Oh, this university, old and wise, has seen worse. It is overcome existential threats before to our country. You are not alone. A legion has gone before you, but now, it is the class of 2025 that is called in another extraordinary time. Will you permit me a word of advice? I think this is how I created at least one astronomer.
Do not settle. You only get one pass at this. This world is going to tell you no, 1000 times, but listen to the song in your heart. If they can’t hear it, that’s on them, not on you. In the 1980s I was rejected by CBS News over and over and over again, over years. They told me at one point, please stop applying. They did and at the time, I thought, what’s wrong with these people? They couldn’t hear the song in my heart. Eh, maybe they were smarter. Every time I was rejected, I got better. Maybe that was the plan. But I finally made them hear the music in my heart. You only lose if you quit. Do not settle. What is the meaning of life? Who are you? You are the educated. You are the compassionate. You are the fierce defenders of democracy, the seekers of truth, the vanguard against ignorance. You are millions strong across our land. I might be sorry that you were picked by history for this role, but maybe that was the plan. Hard times are going to make you better and going to make you stronger. In a few minutes, when that diploma hits your hand, it’s not a piece of paper we’re giving you, we’re handing you the baton. Run with it.

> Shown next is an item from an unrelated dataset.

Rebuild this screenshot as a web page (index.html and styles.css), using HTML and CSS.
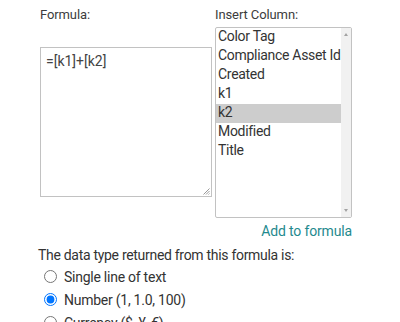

Why am I here? I’m here today because I’m 50 years farther down the trail than you are and I have doubled back this morning to tell you the one thing that I have learned from Volodymyr Zelinsky, Nadia Murad, Sam Attar, and 1,000 others: In a moment like this, when our country is in peril, don’t ask the meaning of life. Life is asking, “What’s the meaning of you?” With great admiration for your achievement, with confidence that you will rise to this occasion. I thank you very humbly for the honor of being with you. Thank you very much.
—-The MAGA folks attacked Pelley’s remarks, of course.
We have published these two speeches to record examples of the divisions of our times. We don’t believe they could be more clear.
What a great speech, this second one. Thanks for the contrast Bob.